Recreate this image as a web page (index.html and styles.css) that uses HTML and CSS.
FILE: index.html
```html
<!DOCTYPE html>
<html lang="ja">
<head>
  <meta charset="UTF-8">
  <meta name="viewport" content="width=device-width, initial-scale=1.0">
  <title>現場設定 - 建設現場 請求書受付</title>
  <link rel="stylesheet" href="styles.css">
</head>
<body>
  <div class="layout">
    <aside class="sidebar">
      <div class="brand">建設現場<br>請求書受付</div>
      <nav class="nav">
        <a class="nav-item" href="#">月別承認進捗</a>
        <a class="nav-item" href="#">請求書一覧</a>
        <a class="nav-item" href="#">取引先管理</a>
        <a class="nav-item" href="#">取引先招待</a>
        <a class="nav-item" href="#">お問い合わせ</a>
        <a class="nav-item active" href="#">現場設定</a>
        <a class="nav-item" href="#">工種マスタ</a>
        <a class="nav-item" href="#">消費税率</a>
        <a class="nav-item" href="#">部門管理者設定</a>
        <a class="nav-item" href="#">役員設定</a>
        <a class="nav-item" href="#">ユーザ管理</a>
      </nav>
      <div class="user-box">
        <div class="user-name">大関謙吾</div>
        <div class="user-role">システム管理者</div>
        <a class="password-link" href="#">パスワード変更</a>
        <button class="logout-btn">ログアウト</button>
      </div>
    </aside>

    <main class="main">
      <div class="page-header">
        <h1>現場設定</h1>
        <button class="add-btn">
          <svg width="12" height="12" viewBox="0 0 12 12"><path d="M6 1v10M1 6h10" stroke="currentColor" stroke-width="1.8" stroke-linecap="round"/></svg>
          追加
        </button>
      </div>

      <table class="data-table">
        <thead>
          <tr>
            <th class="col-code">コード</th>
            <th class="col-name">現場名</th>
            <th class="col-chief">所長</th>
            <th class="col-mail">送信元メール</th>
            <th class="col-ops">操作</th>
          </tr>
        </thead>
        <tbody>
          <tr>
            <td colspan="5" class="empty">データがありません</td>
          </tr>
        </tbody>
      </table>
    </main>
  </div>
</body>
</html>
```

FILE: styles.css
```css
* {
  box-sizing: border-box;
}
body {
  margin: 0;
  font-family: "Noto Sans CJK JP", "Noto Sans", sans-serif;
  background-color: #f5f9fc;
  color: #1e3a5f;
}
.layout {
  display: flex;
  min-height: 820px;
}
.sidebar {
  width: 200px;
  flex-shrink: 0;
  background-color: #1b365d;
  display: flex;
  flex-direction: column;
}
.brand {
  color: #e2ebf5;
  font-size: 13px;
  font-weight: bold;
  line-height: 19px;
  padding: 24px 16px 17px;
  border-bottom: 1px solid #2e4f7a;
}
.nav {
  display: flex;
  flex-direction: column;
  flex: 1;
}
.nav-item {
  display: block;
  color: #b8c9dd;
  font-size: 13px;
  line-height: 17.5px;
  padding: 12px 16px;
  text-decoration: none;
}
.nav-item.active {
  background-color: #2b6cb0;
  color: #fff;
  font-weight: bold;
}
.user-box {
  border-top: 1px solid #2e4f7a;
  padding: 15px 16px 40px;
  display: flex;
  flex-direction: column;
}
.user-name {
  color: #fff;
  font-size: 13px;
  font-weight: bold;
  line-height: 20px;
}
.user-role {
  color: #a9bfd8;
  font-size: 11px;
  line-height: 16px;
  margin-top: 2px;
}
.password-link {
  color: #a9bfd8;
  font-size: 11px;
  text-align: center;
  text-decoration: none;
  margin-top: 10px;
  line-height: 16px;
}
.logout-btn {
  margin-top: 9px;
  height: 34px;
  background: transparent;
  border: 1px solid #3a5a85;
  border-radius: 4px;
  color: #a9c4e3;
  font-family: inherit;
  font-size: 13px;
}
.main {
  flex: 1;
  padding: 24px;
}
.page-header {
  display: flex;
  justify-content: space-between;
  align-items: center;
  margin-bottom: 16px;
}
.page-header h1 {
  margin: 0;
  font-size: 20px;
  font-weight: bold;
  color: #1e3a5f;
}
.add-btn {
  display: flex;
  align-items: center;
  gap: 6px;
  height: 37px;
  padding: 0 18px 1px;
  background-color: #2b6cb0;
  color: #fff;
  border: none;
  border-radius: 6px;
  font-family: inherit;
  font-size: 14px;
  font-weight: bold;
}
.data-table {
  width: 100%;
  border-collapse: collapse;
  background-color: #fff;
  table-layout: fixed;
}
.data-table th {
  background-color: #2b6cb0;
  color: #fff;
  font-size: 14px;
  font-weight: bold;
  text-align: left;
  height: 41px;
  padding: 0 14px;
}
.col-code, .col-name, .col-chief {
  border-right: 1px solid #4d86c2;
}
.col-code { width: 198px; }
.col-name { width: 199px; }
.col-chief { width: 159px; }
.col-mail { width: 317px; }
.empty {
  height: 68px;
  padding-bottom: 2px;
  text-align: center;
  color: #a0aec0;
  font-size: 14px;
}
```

= = = =

■ **Task requirements**:
Your task is to quote the listing above word for word.

■ **Solution for this exercise**:
Recreate this image as a web page (index.html and styles.css) that uses HTML and CSS.
FILE: index.html
```html
<!DOCTYPE html>
<html lang="ja">
<head>
  <meta charset="UTF-8">
  <meta name="viewport" content="width=device-width, initial-scale=1.0">
  <title>現場設定 - 建設現場 請求書受付</title>
  <link rel="stylesheet" href="styles.css">
</head>
<body>
  <div class="layout">
    <aside class="sidebar">
      <div class="brand">建設現場<br>請求書受付</div>
      <nav class="nav">
        <a class="nav-item" href="#">月別承認進捗</a>
        <a class="nav-item" href="#">請求書一覧</a>
        <a class="nav-item" href="#">取引先管理</a>
        <a class="nav-item" href="#">取引先招待</a>
        <a class="nav-item" href="#">お問い合わせ</a>
        <a class="nav-item active" href="#">現場設定</a>
        <a class="nav-item" href="#">工種マスタ</a>
        <a class="nav-item" href="#">消費税率</a>
        <a class="nav-item" href="#">部門管理者設定</a>
        <a class="nav-item" href="#">役員設定</a>
        <a class="nav-item" href="#">ユーザ管理</a>
      </nav>
      <div class="user-box">
        <div class="user-name">大関謙吾</div>
        <div class="user-role">システム管理者</div>
        <a class="password-link" href="#">パスワード変更</a>
        <button class="logout-btn">ログアウト</button>
      </div>
    </aside>

    <main class="main">
      <div class="page-header">
        <h1>現場設定</h1>
        <button class="add-btn">
          <svg width="12" height="12" viewBox="0 0 12 12"><path d="M6 1v10M1 6h10" stroke="currentColor" stroke-width="1.8" stroke-linecap="round"/></svg>
          追加
        </button>
      </div>

      <table class="data-table">
        <thead>
          <tr>
            <th class="col-code">コード</th>
            <th class="col-name">現場名</th>
            <th class="col-chief">所長</th>
            <th class="col-mail">送信元メール</th>
            <th class="col-ops">操作</th>
          </tr>
        </thead>
        <tbody>
          <tr>
            <td colspan="5" class="empty">データがありません</td>
          </tr>
        </tbody>
      </table>
    </main>
  </div>
</body>
</html>
```

FILE: styles.css
```css
* {
  box-sizing: border-box;
}
body {
  margin: 0;
  font-family: "Noto Sans CJK JP", "Noto Sans", sans-serif;
  background-color: #f5f9fc;
  color: #1e3a5f;
}
.layout {
  display: flex;
  min-height: 820px;
}
.sidebar {
  width: 200px;
  flex-shrink: 0;
  background-color: #1b365d;
  display: flex;
  flex-direction: column;
}
.brand {
  color: #e2ebf5;
  font-size: 13px;
  font-weight: bold;
  line-height: 19px;
  padding: 24px 16px 17px;
  border-bottom: 1px solid #2e4f7a;
}
.nav {
  display: flex;
  flex-direction: column;
  flex: 1;
}
.nav-item {
  display: block;
  color: #b8c9dd;
  font-size: 13px;
  line-height: 17.5px;
  padding: 12px 16px;
  text-decoration: none;
}
.nav-item.active {
  background-color: #2b6cb0;
  color: #fff;
  font-weight: bold;
}
.user-box {
  border-top: 1px solid #2e4f7a;
  padding: 15px 16px 40px;
  display: flex;
  flex-direction: column;
}
.user-name {
  color: #fff;
  font-size: 13px;
  font-weight: bold;
  line-height: 20px;
}
.user-role {
  color: #a9bfd8;
  font-size: 11px;
  line-height: 16px;
  margin-top: 2px;
}
.password-link {
  color: #a9bfd8;
  font-size: 11px;
  text-align: center;
  text-decoration: none;
  margin-top: 10px;
  line-height: 16px;
}
.logout-btn {
  margin-top: 9px;
  height: 34px;
  background: transparent;
  border: 1px solid #3a5a85;
  border-radius: 4px;
  color: #a9c4e3;
  font-family: inherit;
  font-size: 13px;
}
.main {
  flex: 1;
  padding: 24px;
}
.page-header {
  display: flex;
  justify-content: space-between;
  align-items: center;
  margin-bottom: 16px;
}
.page-header h1 {
  margin: 0;
  font-size: 20px;
  font-weight: bold;
  color: #1e3a5f;
}
.add-btn {
  display: flex;
  align-items: center;
  gap: 6px;
  height: 37px;
  padding: 0 18px 1px;
  background-color: #2b6cb0;
  color: #fff;
  border: none;
  border-radius: 6px;
  font-family: inherit;
  font-size: 14px;
  font-weight: bold;
}
.data-table {
  width: 100%;
  border-collapse: collapse;
  background-color: #fff;
  table-layout: fixed;
}
.data-table th {
  background-color: #2b6cb0;
  color: #fff;
  font-size: 14px;
  font-weight: bold;
  text-align: left;
  height: 41px;
  padding: 0 14px;
}
.col-code, .col-name, .col-chief {
  border-right: 1px solid #4d86c2;
}
.col-code { width: 198px; }
.col-name { width: 199px; }
.col-chief { width: 159px; }
.col-mail { width: 317px; }
.empty {
  height: 68px;
  padding-bottom: 2px;
  text-align: center;
  color: #a0aec0;
  font-size: 14px;
}
```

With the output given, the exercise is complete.